それまではずっとベンチャーや中小企業で働いてきたので、ホワイト企業の素晴らしさに最初は感動した。しかし、すぐに自分にはまったく合わないと悟ることになる。
自分としてはとにかく若い時期に少しでもビジネススキルや労働市場で価値のある経験値を稼ぎたいのに、思うように仕事をやらせてもらえないという感覚を覚えるのだ。
意欲は大変高いのにその情熱をぶつける場を取られるというか、「やる気があるのはいいことだが、君が一人で全部仕事をやってしまうと他の人はやることがなくなってしまうよ」と笑われてしまう事もあった。
できれば、残業して忙しい日中に集中できない仕組みをしっかり理解して次につなげたいと思っていたので、ノー残業デーや有給休暇消化の奨励も自分には仕事のじゃまをされているように感じてしまった。
筆者のようなタイプにはホワイト企業は明確に合わない。この場合、悪いのは自分であって会社ではない。要するに相性の問題なのだ。
本当は怖いホワイト企業「自分は短時間労働で休日もしっかり取れ、仕事も簡単で楽々定時で終わるので恵まれている」といった自慢をされることがある。これは余計な老婆心かもしれないが、自分にとっては逆に心配になることもある。
確かにサラリーマンとしては大変恵まれた環境だろう。しかし、どんな会社でも仕事である以上は必ずそこで働く誰かは忙しいのが普通である。「自分は忙しくない」というのはいわば戦力外通告に近いケースも有る。

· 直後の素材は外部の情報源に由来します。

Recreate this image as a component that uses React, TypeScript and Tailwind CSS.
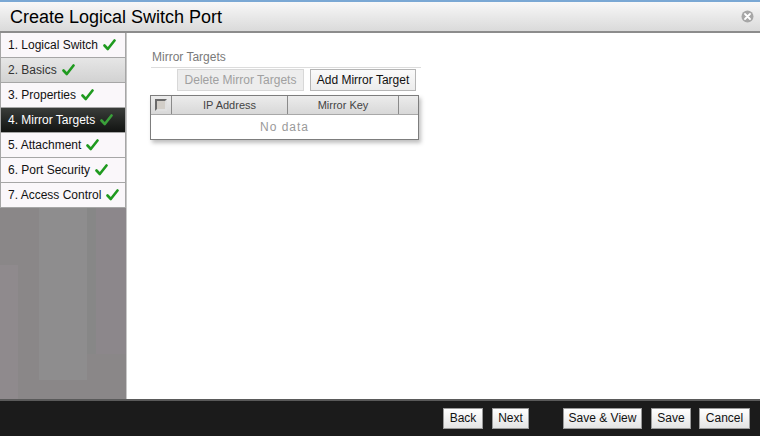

責任ある仕事を任されず、頭脳労働というより単なる作業ロボとなれば確かに仕事は楽ですぐ終わるだろう。しかし、そのまま年を取れば「年齢不相応の低くて浅いスキルと経験の中高年」が出来上がってしまうことになるので、いざ会社が傾いて転職を余儀なくされた時は厳しい立場に置かれる可能性がある。
◇
自分はとても臆病者な人間なので、もしもそのような立場に置かれると大変不安になるだろう。